[Stored items from a collection]
◆ ◆ ◆ ◆

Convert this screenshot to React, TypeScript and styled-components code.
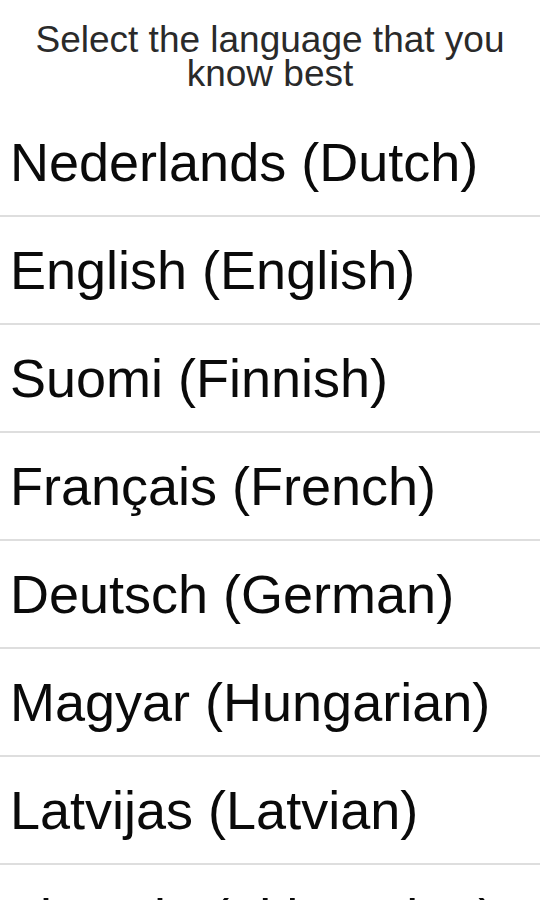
import { FC } from "react"
import styled, { createGlobalStyle } from "styled-components"

const languages = [
    "Nederlands (Dutch)",
    "English (English)",
    "Suomi (Finnish)",
    "Français (French)",
    "Deutsch (German)",
    "Magyar (Hungarian)",
    "Latvijas (Latvian)",
    "Lietuvių (Lithuanian)",
    "Polski (Polish)",
    "Português (Portuguese)",
];

const GlobalStyle = createGlobalStyle`
    html, body {
        margin: 0;
        padding: 0;
        background: #fff;
        font-family: "Liberation Sans", Arial, sans-serif;
    }
`;

const App: FC = () => {
    return (
        <>
            <GlobalStyle />
            <Page>
                <Title>Select the language that you know best</Title>
                <List>
                    {languages.map((lang) => (
                        <Row key={lang}>{lang}</Row>
                    ))}
                </List>
            </Page>
        </>
    )
};

export default App;

const Page = styled.div`
    width: 540px;
    height: 900px;
    overflow: hidden;
    display: flex;
    flex-direction: column;
`;

const Title = styled.h1`
    margin: 0;
    padding: 23px 30px 18px;
    font-size: 37px;
    font-weight: 400;
    line-height: 34px;
    color: #2a2a2a;
    text-align: center;
`;

const List = styled.ul`
    list-style: none;
    margin: 0;
    padding: 0;
`;

const Row = styled.li`
    display: flex;
    align-items: center;
    height: 106px;
    padding: 0 10px;
    border-bottom: 2px solid #dedede;
    font-size: 54px;
    color: #0a0a0a;
    white-space: nowrap;
`;
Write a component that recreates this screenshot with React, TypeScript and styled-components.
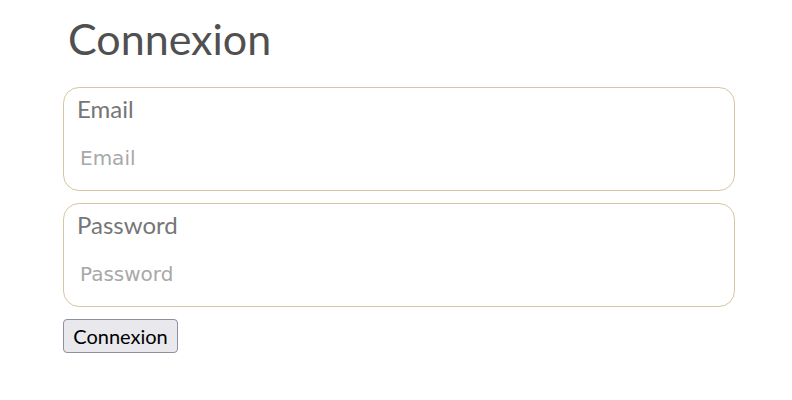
import React from "react";
import styled, { createGlobalStyle } from "styled-components";

const Global = createGlobalStyle`
  html, body { margin: 0; padding: 0; background: #fff; }
  body { font-family: "Lato", "Open Sans", sans-serif; }
`;

const Page = styled.div`
  padding: 14px 57px 0 63px;
  display: flex;
  flex-direction: column;
`;

const Title = styled.h1`
  margin: 0 0 23px 5px;
  font-family: "Lato", sans-serif;
  font-weight: 400;
  font-size: 43px;
  line-height: 50px;
  color: #505050;
`;

const Form = styled.form`
  display: flex;
  flex-direction: column;
  gap: 12px;
  align-items: flex-start;
`;

const Field = styled.label`
  box-sizing: border-box;
  width: 672px;
  height: 104px;
  border: 1px solid #d6c7a4;
  border-radius: 16px;
  padding: 6px 13px 0 13px;
  display: flex;
  flex-direction: column;
`;

const LabelText = styled.span`
  font-family: "Lato", sans-serif;
  font-weight: 400;
  font-size: 24px;
  line-height: 30px;
  color: #767676;
`;

const Input = styled.input`
  margin-top: 21px;
  border: none;
  outline: none;
  padding: 0 3px;
  font-family: "DejaVu Sans", "Verdana", sans-serif;
  font-size: 20px;
  line-height: 26px;
  color: #333;
  background: transparent;
  &::placeholder { color: #a8a8a8; }
`;

const Button = styled.button`
  height: 34px;
  width: 115px;
  border: 1px solid #8f8f9d;
  border-radius: 4px;
  background: #e9e9ed;
  font-family: "Lato", sans-serif;
  font-size: 20px;
  color: #000;
  padding: 0;
`;

export default function App() {
  return (
    <>
      <Global />
      <Page>
        <Title>Connexion</Title>
        <Form onSubmit={(e) => e.preventDefault()}>
          <Field>
            <LabelText>Email</LabelText>
            <Input type="email" placeholder="Email" />
          </Field>
          <Field>
            <LabelText>Password</LabelText>
            <Input type="password" placeholder="Password" />
          </Field>
          <Button type="submit">Connexion</Button>
        </Form>
      </Page>
    </>
  );
}
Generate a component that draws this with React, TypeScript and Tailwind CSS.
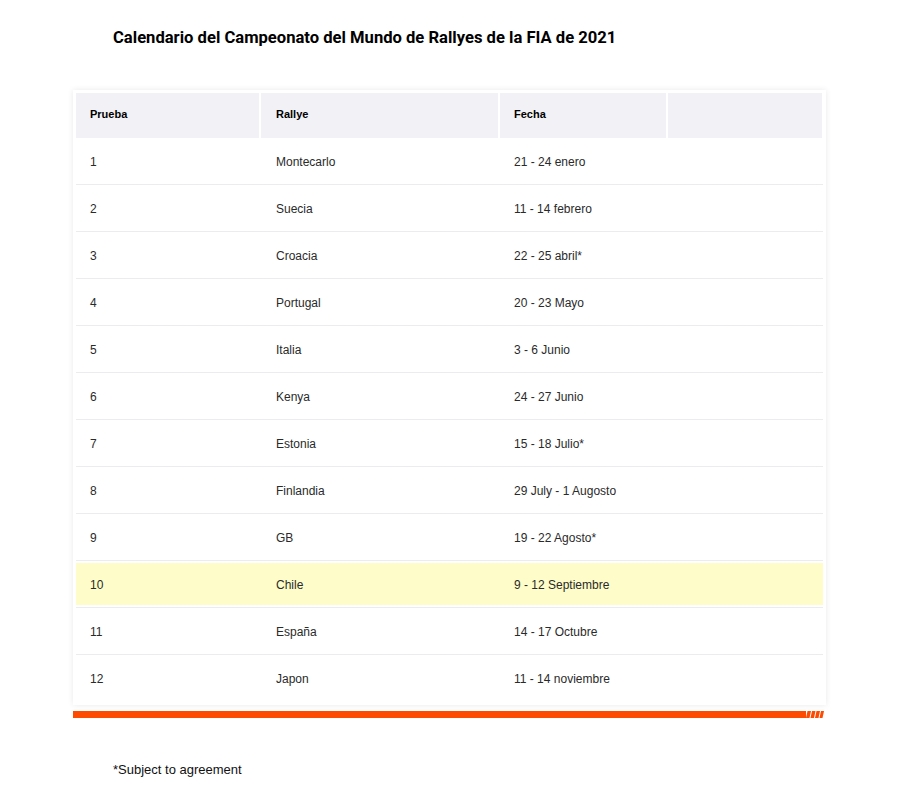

◆ ◆ ◆ ◆

> **Your goal**:
Output the records above exactly; leave out the pictures.

> **Task output**:
Convert this screenshot to React, TypeScript and styled-components code.
import { FC } from "react"
import styled, { createGlobalStyle } from "styled-components"

const languages = [
    "Nederlands (Dutch)",
    "English (English)",
    "Suomi (Finnish)",
    "Français (French)",
    "Deutsch (German)",
    "Magyar (Hungarian)",
    "Latvijas (Latvian)",
    "Lietuvių (Lithuanian)",
    "Polski (Polish)",
    "Português (Portuguese)",
];

const GlobalStyle = createGlobalStyle`
    html, body {
        margin: 0;
        padding: 0;
        background: #fff;
        font-family: "Liberation Sans", Arial, sans-serif;
    }
`;

const App: FC = () => {
    return (
        <>
            <GlobalStyle />
            <Page>
                <Title>Select the language that you know best</Title>
                <List>
                    {languages.map((lang) => (
                        <Row key={lang}>{lang}</Row>
                    ))}
                </List>
            </Page>
        </>
    )
};

export default App;

const Page = styled.div`
    width: 540px;
    height: 900px;
    overflow: hidden;
    display: flex;
    flex-direction: column;
`;

const Title = styled.h1`
    margin: 0;
    padding: 23px 30px 18px;
    font-size: 37px;
    font-weight: 400;
    line-height: 34px;
    color: #2a2a2a;
    text-align: center;
`;

const List = styled.ul`
    list-style: none;
    margin: 0;
    padding: 0;
`;

const Row = styled.li`
    display: flex;
    align-items: center;
    height: 106px;
    padding: 0 10px;
    border-bottom: 2px solid #dedede;
    font-size: 54px;
    color: #0a0a0a;
    white-space: nowrap;
`;
Write a component that recreates this screenshot with React, TypeScript and styled-components.
import React from "react";
import styled, { createGlobalStyle } from "styled-components";

const Global = createGlobalStyle`
  html, body { margin: 0; padding: 0; background: #fff; }
  body { font-family: "Lato", "Open Sans", sans-serif; }
`;

const Page = styled.div`
  padding: 14px 57px 0 63px;
  display: flex;
  flex-direction: column;
`;

const Title = styled.h1`
  margin: 0 0 23px 5px;
  font-family: "Lato", sans-serif;
  font-weight: 400;
  font-size: 43px;
  line-height: 50px;
  color: #505050;
`;

const Form = styled.form`
  display: flex;
  flex-direction: column;
  gap: 12px;
  align-items: flex-start;
`;

const Field = styled.label`
  box-sizing: border-box;
  width: 672px;
  height: 104px;
  border: 1px solid #d6c7a4;
  border-radius: 16px;
  padding: 6px 13px 0 13px;
  display: flex;
  flex-direction: column;
`;

const LabelText = styled.span`
  font-family: "Lato", sans-serif;
  font-weight: 400;
  font-size: 24px;
  line-height: 30px;
  color: #767676;
`;

const Input = styled.input`
  margin-top: 21px;
  border: none;
  outline: none;
  padding: 0 3px;
  font-family: "DejaVu Sans", "Verdana", sans-serif;
  font-size: 20px;
  line-height: 26px;
  color: #333;
  background: transparent;
  &::placeholder { color: #a8a8a8; }
`;

const Button = styled.button`
  height: 34px;
  width: 115px;
  border: 1px solid #8f8f9d;
  border-radius: 4px;
  background: #e9e9ed;
  font-family: "Lato", sans-serif;
  font-size: 20px;
  color: #000;
  padding: 0;
`;

export default function App() {
  return (
    <>
      <Global />
      <Page>
        <Title>Connexion</Title>
        <Form onSubmit={(e) => e.preventDefault()}>
          <Field>
            <LabelText>Email</LabelText>
            <Input type="email" placeholder="Email" />
          </Field>
          <Field>
            <LabelText>Password</LabelText>
            <Input type="password" placeholder="Password" />
          </Field>
          <Button type="submit">Connexion</Button>
        </Form>
      </Page>
    </>
  );
}
Generate a component that draws this with React, TypeScript and Tailwind CSS.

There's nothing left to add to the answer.